Quand sa mère reçut ces deux lettres, il n’était déjà plus. Le dimanche suivant 22 juillet, il partit le soir pour la tranchée avec le général Vinoy, qu’il accompagnait, pour porter des ordres, s’il y avait lieu. Ce même jour-là, se rappelant sans doute que le lendemain était l’anniversaire de la naissance de sa mère, il s’était confessé, afin de fêter cette journée en chrétien, comme il la fêtait toujours à Paris. Ainsi ses habitudes de piété s’étaient conservées toutes vivantes au milieu même de l’agitation et de l’enivrement du champ de bataille, et sur la terre de Crimée, dans toute la force de l’âge et de la volonté, il retrempait son âme avec amour dans les sacrements divins qui avaient nourri et fortifié son heureuse et paisible enfance.

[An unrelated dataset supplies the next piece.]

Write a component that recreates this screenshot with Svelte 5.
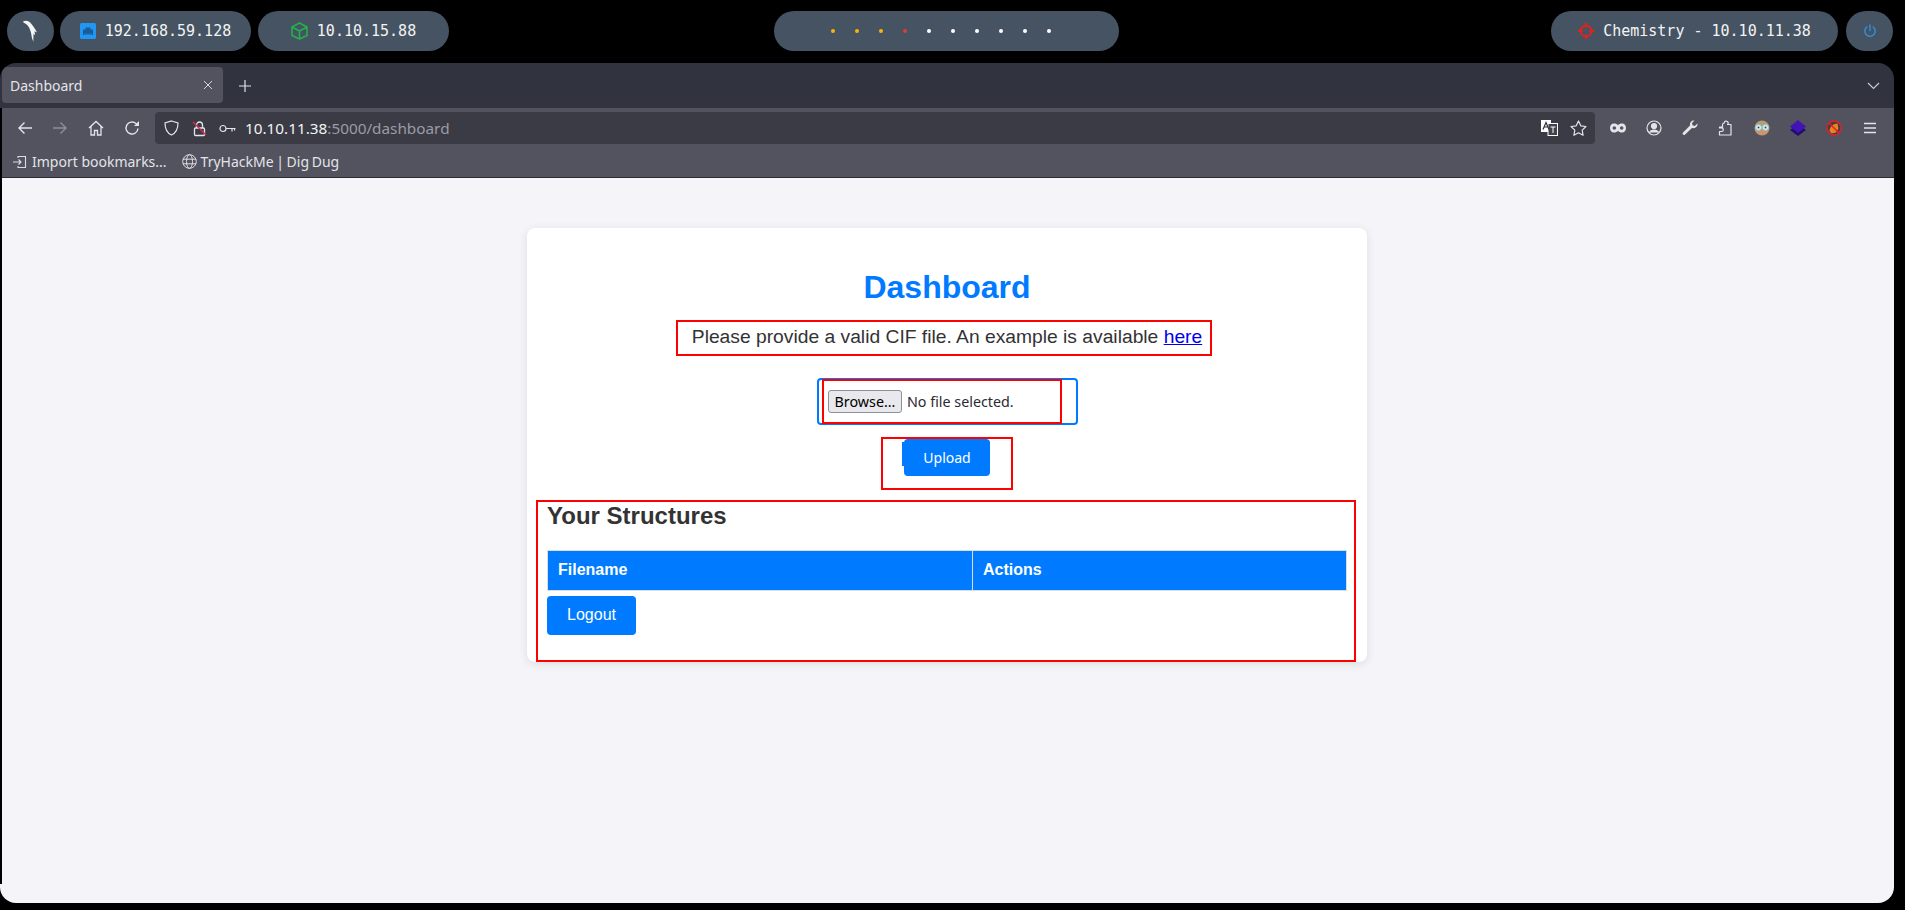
<script>
	const dots = ['#f5b800', '#f5b800', '#f5b800', '#e53935', '#fff', '#fff', '#fff', '#fff', '#fff', '#fff'];
</script>

<div class="desktop">
	<div class="topbar">
		<div class="group">
			<div class="pill logo">
				<svg width="18" height="24" viewBox="0 0 18 24"><path d="M1 2.500C4 .8 7.500 2 9.500 5c1.800 2.700 4.500 6 5.500 8.500l-2.500-1.200.5 4-1.500-1.500-.2 8-1.300-3.500-1-5.500C8 10 6.500 6.500 4 5 3 4.400 1.500 4 1 2.500z" fill="#f4f5f6" /></svg>
			</div>
			<div class="pill ip">
				<svg width="16" height="16" viewBox="0 0 16 16"><rect width="16" height="16" rx="1.500" fill="#2196f3" /><path d="M3 12V6.500h2.500V4.500h5v2H13V12z" fill="#1a5a96" /><path d="M4.500 10.500h1v1.500h-1zM6.500 10.500h1v1.500h-1zM8.500 10.500h1v1.500h-1zM10.500 10.500h1v1.500h-1z" fill="#2196f3" /></svg>
				<span>192.168.59.128</span>
			</div>
			<div class="pill ip">
				<svg width="17" height="18" viewBox="0 0 17 18" fill="none" stroke="#22b14c" stroke-width="1.600" stroke-linejoin="round"><path d="M8.500 1 16 5v8.500L8.500 17 1 13.500V5zM1 5l7.500 4L16 5M8.500 9v8" /></svg>
				<span>10.10.15.88</span>
			</div>
		</div>
		<div class="pill center">
			{#each dots as color}
				<i class="dot" style="background:{color}"></i>
			{/each}
		</div>
		<div class="group">
			<div class="pill target">
				<svg width="16" height="16" viewBox="0 0 16 16" fill="none" stroke="#e8201a" stroke-width="1.800"><circle cx="8" cy="8" r="5.500" /><path d="M8 0v4.500M8 11.500V16M0 8h4.500M11.500 8H16" /></svg>
				<span>Chemistry - 10.10.11.38</span>
			</div>
			<div class="pill power">
				<svg width="14" height="14" viewBox="0 0 14 14" fill="none" stroke="#2f95e8" stroke-width="1.300" stroke-linecap="round"><path d="M7 1v5.500M3.800 3a5.200 5.200 0 1 0 6.400 0" /></svg>
			</div>
		</div>
	</div>

	<div class="browser">
		<div class="tabs">
			<div class="tab">
				<span>Dashboard</span>
				<svg width="10" height="10" viewBox="0 0 10 10" stroke="#d5d6db" stroke-width="1"><path d="M1 1l8 8M9 1l-8 8" /></svg>
			</div>
			<svg class="newtab" width="12" height="12" viewBox="0 0 12 12" stroke="#e2e3e7" stroke-width="1.200"><path d="M6 0v12M0 6h12" /></svg>
			<svg class="chev" width="13" height="8" viewBox="0 0 13 8" fill="none" stroke="#c8c9d0" stroke-width="1.200"><path d="M1 1l5.500 5.500L12 1" /></svg>
		</div>

		<div class="nav">
			<svg class="ic" viewBox="0 0 16 16" fill="none" stroke="#e4e5e9" stroke-width="1.400"><path d="M15 8H2M7.500 2.500 2 8l5.500 5.500" /></svg>
			<svg class="ic" viewBox="0 0 16 16" fill="none" stroke="#8d8e98" stroke-width="1.400"><path d="M1 8h13M8.500 2.500 14 8l-5.500 5.500" /></svg>
			<svg class="ic" viewBox="0 0 16 16" fill="none" stroke="#e4e5e9" stroke-width="1.300"><path d="M1 8l7-6.500L15 8M3 6.500V15h3.500v-4.500h3V15H13V6.500" /></svg>
			<svg class="ic" viewBox="0 0 16 16" fill="none" stroke="#e4e5e9" stroke-width="1.400"><path d="M14 8.500A6 6 0 1 1 12 3.500L14.500 5.500" /><path d="M15 1v5h-5" fill="#e4e5e9" stroke="none" /></svg>
			<div class="urlbar">
				<svg width="15" height="16" viewBox="0 0 15 16" fill="none" stroke="#e4e5e9" stroke-width="1.200"><path d="M7.500 1 14 3c0 6-2 10-6.500 12C3 13 1 9 1 3z" /></svg>
				<svg class="u2" width="15" height="17" viewBox="0 0 15 17" fill="none"><path d="M4.500 8V5a3 3 0 0 1 6 0v3" stroke="#e4e5e9" stroke-width="1.300" /><rect x="2.500" y="8" width="10" height="7.500" rx="1" stroke="#e4e5e9" stroke-width="1.300" /><path d="M1 2l13 13" stroke="#e22850" stroke-width="1.300" /></svg>
				<svg class="u3" width="17" height="9" viewBox="0 0 17 9" fill="none" stroke="#e4e5e9" stroke-width="1.200"><circle cx="4" cy="4.500" r="3" /><path d="M7 4.500h9.500M13 4.500v3M15.500 4.500v2" /></svg>
				<span class="url"><b>10.10.11.38</b>:5000/dashboard</span>
				<svg class="u4" width="17" height="16" viewBox="0 0 17 16"><rect x="0" y="0" width="10" height="12" fill="#fff" /><rect x="7" y="3.500" width="9.500" height="12" fill="#42434d" stroke="#fff" stroke-width="1" /><path d="M2 9.500 5 2.500l3 7M3.200 7h3.600" fill="none" stroke="#33343c" stroke-width="1.200" /><path d="M9.500 7h5M12 7v6" stroke="#fff" stroke-width="1" /></svg>
				<svg class="u5" width="17" height="16" viewBox="0 0 17 16" fill="none" stroke="#e4e5e9" stroke-width="1.200" stroke-linejoin="round"><path d="M8.500 1l2.300 4.800 5.200.7-3.800 3.600.9 5.200-4.600-2.500-4.600 2.500.9-5.200L1 6.500l5.200-.7z" /></svg>
			</div>
			<div class="exts">
				<svg class="ic" viewBox="0 0 16 16"><path d="M4 3.500c1.800 0 3 .7 4 1.500 1-.8 2.200-1.500 4-1.500 2.500 0 4 2 4 4.500s-1.500 4.500-4 4.500c-1.800 0-3-.7-4-1.500-1 .8-2.200 1.500-4 1.500-2.500 0-4-2-4-4.500s1.500-4.500 4-4.500z" fill="#e4e5e9" /><circle cx="4.300" cy="8" r="1.800" fill="#52535e" /><circle cx="11.700" cy="8" r="1.800" fill="#52535e" /></svg>
				<svg class="ic" viewBox="0 0 16 16" fill="none" stroke="#e4e5e9" stroke-width="1.200"><circle cx="8" cy="8" r="7" /><circle cx="8" cy="6" r="2.500" fill="#e4e5e9" /><path d="M3.500 12.500c1-2 3-2.500 4.500-2.500s3.500.5 4.500 2.500" fill="#e4e5e9" /></svg>
				<svg class="ic" viewBox="0 0 16 16" fill="#e4e5e9"><path d="M15.500 3.500 12.800 6 10.500 5.300 10 3l2.500-2.500C9.500-.2 7.500 2.500 8 5.500L.8 12.800c-.8 1 .8 2.700 2 2L10 8c3 .8 6-1.500 5.500-4.500z" /></svg>
				<svg class="ic" viewBox="0 0 16 16" fill="none" stroke="#e4e5e9" stroke-width="1.200" stroke-linejoin="round"><path d="M1.500 7h3V4.500A1.800 1.800 0 0 1 6.300 3V3A1.800 1.800 0 0 1 8 1l.8.3A1.800 1.800 0 0 1 9.500 4.500h3.500V15H1.500v-3.500h2a1.800 1.800 0 0 0 0-3.600h-2z" /></svg>
				<svg class="ic" viewBox="0 0 16 16"><circle cx="8" cy="8" r="7.500" fill="#c9966e" /><path d="M1.500 5.500C3 1 13 1 14.500 5.500z" fill="#a8a27a" /><circle cx="4.500" cy="7.500" r="3" fill="#d9f0f2" stroke="#8fc7cf" /><circle cx="11.500" cy="7.500" r="3" fill="#d9f0f2" stroke="#8fc7cf" /><circle cx="4.500" cy="7.500" r="1" fill="#445" /><circle cx="11.500" cy="7.500" r="1" fill="#445" /></svg>
				<svg class="ic" viewBox="0 0 16 16"><path d="M8 4 16 10l-8 6-8-6z" fill="#1e0f70" /><path d="M8 0l8 6.500L8 13 0 6.500z" fill="#4314b4" /></svg>
				<svg class="ic" viewBox="0 0 16 16"><circle cx="8" cy="8" r="7" fill="#4a3a3e" stroke="#e02030" stroke-width="1.400" /><path d="M3.500 11c0-4 3-7 8-7.500l1 5-2.500 4-4.500 1z" fill="#e8831c" /><path d="M3 3l10 10" stroke="#e02030" stroke-width="1.400" /></svg>
				<svg class="ic" viewBox="0 0 16 16" stroke="#e4e5e9" stroke-width="1.300"><path d="M2 3.500h12M2 8h12M2 12.500h12" /></svg>
			</div>
		</div>

		<div class="bookmarks">
			<div class="bm">
				<svg width="14" height="14" viewBox="0 0 14 14" fill="none" stroke="#dcdde2" stroke-width="1.100"><path d="M5 3V1.500h7.500v11H5V11M0 7h8M5.500 4.500 8 7l-2.500 2.500" /></svg>
				<span>Import bookmarks...</span>
			</div>
			<div class="bm second">
				<svg width="15" height="15" viewBox="0 0 15 15" fill="none" stroke="#dcdde2" stroke-width="1"><circle cx="7.500" cy="7.500" r="6.800" /><ellipse cx="7.500" cy="7.500" rx="3" ry="6.800" /><path d="M1 5.200h13M1 9.800h13" /></svg>
				<span>TryHackMe | Dig Dug</span>
			</div>
		</div>

		<main class="page">
			<section class="card">
				<h1>Dashboard</h1>
				<p class="intro">Please provide a valid CIF file. An example is available <a href="#here">here</a></p>
				<form class="upload" onsubmit={(e) => e.preventDefault()}>
					<div class="file">
						<button type="button" class="browse">Browse...</button>
						<span>No file selected.</span>
					</div>
					<button class="primary small" type="submit">Upload</button>
				</form>
				<h2>Your Structures</h2>
				<table>
					<thead>
						<tr><th class="c1">Filename</th><th>Actions</th></tr>
					</thead>
				</table>
				<button class="primary logout" type="button">Logout</button>
				<span class="mark m1"></span>
				<span class="mark m2"></span>
				<span class="mark m3"></span>
				<span class="mark m4"></span>
				<span class="tick"></span>
			</section>
		</main>
	</div>
</div>

<style>
	:global(body) { background: #000; }
	.desktop {
		width: 1905px; height: 910px; background: #000; overflow: hidden;
		display: flex; flex-direction: column;
	}

	.topbar {
		display: flex; justify-content: space-between; align-items: center;
		height: 40px; margin: 11px 12px 12px 7px; flex: none;
	}
	.group { display: flex; gap: 6px; }
	.group:last-child { gap: 8px; }
	.pill {
		height: 40px; background: #465362; border-radius: 20px;
		display: flex; align-items: center; justify-content: center;
		color: #f2f3f4;
		font-family: "DejaVu Sans Mono", monospace; font-size: 15px;
	}
	.logo { width: 47px; }
	.ip { width: 191px; gap: 9px; }
	.ip + .ip { margin-left: 1px; }
	.center { width: 345px; gap: 20px; position: absolute; left: 774px; top: 11px; padding-right: 11px; box-sizing: border-box; }
	.dot { width: 4px; height: 4px; border-radius: 50%; }
	.target { width: 287px; gap: 9px; }
	.power { width: 47px; }

	.browser {
		flex: 1; margin: 0 11px 7px 0;
		border-radius: 16px; overflow: hidden;
		display: flex; flex-direction: column;
		background: #000;
	}
	.tabs {
		height: 45px; background: #31343f; flex: none;
		display: flex; align-items: center; padding-left: 2px;
	}
	.tab {
		width: 221px; height: 36px; box-sizing: border-box; background: #52535e;
		border-radius: 4px; margin-bottom: 1px;
		display: flex; align-items: center; justify-content: space-between;
		padding: 0 10px 0 8px;
		color: #e3e4e8; font-family: "Noto Sans", sans-serif; font-size: 14px;
	}
	.newtab { margin: 0 0 0 16px; }
	.chev { margin: 0 14px 0 auto; }

	.nav {
		height: 40px; flex: none; padding-left: 14.500px;
		display: flex; align-items: center; margin-left: 2px;
		background: #52535e;
	}
	.ic { width: 16px; height: 16px; flex: none; margin-right: 19.800px; }
	.urlbar {
		width: 1440px; height: 32px; margin-left: -4.700px; flex: none;
		background: #3a3b45; border-radius: 4px;
		display: flex; align-items: center; padding: 0 8px 0 9px; box-sizing: border-box;
	}
	.u2 { margin-left: 12.500px; }
	.u3 { margin-left: 12.500px; }
	.url {
		margin-left: 9px; color: #9b9ca4;
		font-family: "Noto Sans", sans-serif; font-size: 15.300px;
	}
	.url b { font-weight: 400; color: #f2f3f5; }
	.u4 { margin-left: auto; }
	.u5 { margin-left: 12px; }
	.exts { display: flex; align-items: center; margin-left: 15px; }
	.exts .ic { margin-right: 20px; }

	.bookmarks {
		height: 30px; flex: none; display: flex; align-items: center;
		padding: 0 0 2px 11px; box-sizing: border-box; margin-left: 2px;
		background: #52535e; border-bottom: 1px solid #2a2b33;
		color: #e3e4e8; font-family: "Noto Sans", sans-serif; font-size: 14px;
	}
	.bm { display: flex; align-items: center; gap: 5px; }
	.second { gap: 4px; margin-left: 15px; word-spacing: -1px; }

	.page {
		position: relative; flex: 1; background: #f4f4f9;
		display: flex; justify-content: center; align-items: flex-start;
		padding-top: 50px; font-family: "Liberation Sans", Arial, sans-serif;
		color: #333;
	}
	.page::before {
		content: ""; position: absolute; left: 0; top: 0; bottom: 19px; width: 2px; background: #000;
	}
	.card {
		position: relative; width: 840px; height: 434px; box-sizing: border-box;
		padding: 20px 20px;
		background: #fff; border-radius: 8px;
		box-shadow: 0 2px 10px rgba(0, 0, 0, 0.1);
		text-align: center;
	}
	h1 {
		margin: 21px 0 0; font-size: 32px; line-height: 37px; color: #007bff; font-weight: 700;
	}
	.intro { margin: 20px 0 0; font-size: 19.250px; line-height: 22px; }
	.intro a { color: #0000ee; }

	.upload { display: flex; flex-direction: column; align-items: center; margin-top: 30px; }
	.file {
		width: 261px; height: 47px; box-sizing: border-box;
		border: 2px solid #007bff; border-radius: 4px;
		display: flex; align-items: center; gap: 5px; padding-left: 9px; margin-left: 1px;
		color: #2b2a33;
		font-family: "Noto Sans", sans-serif; font-size: 14.300px;
	}
	.browse {
		width: 74px; height: 23px; padding: 0; background: #e9e9ed;
		border: 1px solid #8f8f9d; border-radius: 3px; color: #000;
		font: inherit;
	}
	.primary {
		background: #007bff; color: #fff; border: 0; border-radius: 4px;
	}
	.small {
		width: 86px; height: 37px; margin-top: 14px;
		font-family: "Noto Sans", sans-serif; font-size: 14px;
	}
	h2 {
		margin: 25.500px 0 0; text-align: left;
		font-size: 24px; line-height: 28px; font-weight: 700;
	}
	table {
		width: 800px; margin-top: 20px; border-collapse: collapse; text-align: left;
	}
	th {
		height: 40px; padding: 0 10px; box-sizing: border-box;
		background: #007bff; color: #fff; font-size: 16px; font-weight: 700;
		border: 1px solid #ddd;
	}
	.c1 { width: 425px; }
	.logout {
		display: block; width: 89px; height: 39px; margin-top: 5px;
		font-family: "Liberation Sans", Arial, sans-serif; font-size: 16px;
	}

	.mark { position: absolute; border: 2px solid #f00; box-sizing: border-box; }
	.m1 { left: 149px; top: 92px; width: 536px; height: 36px; }
	.m2 { left: 295px; top: 151px; width: 240px; height: 45px; }
	.m3 { left: 354px; top: 209px; width: 132px; height: 53px; }
	.m4 { left: 9px; top: 272px; width: 820px; height: 162px; }
	.tick { position: absolute; left: 375px; top: 214px; width: 2px; height: 24px; background: #007bff; }
</style>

Par une sorte de pressentiment, le général Espinasse, qui lui portait un extrême intérêt, voulut le retenir près de lui ce soir-là mais Villeneuve lui répondit : « Mon général, il faut que je gagne les galons de sous-officier que je porte. » Et il partit. Il trouvait, sans doute, le noble jeune homme, qu’il ne les avait pas encore suffisamment mérités ; et cependant ses chefs ne pensaient pas ainsi, car déjà il était porté pour la croix, et, s’il eût vécu quelques heures de plus, il serait mort chevalier de la Légion d’Honneur.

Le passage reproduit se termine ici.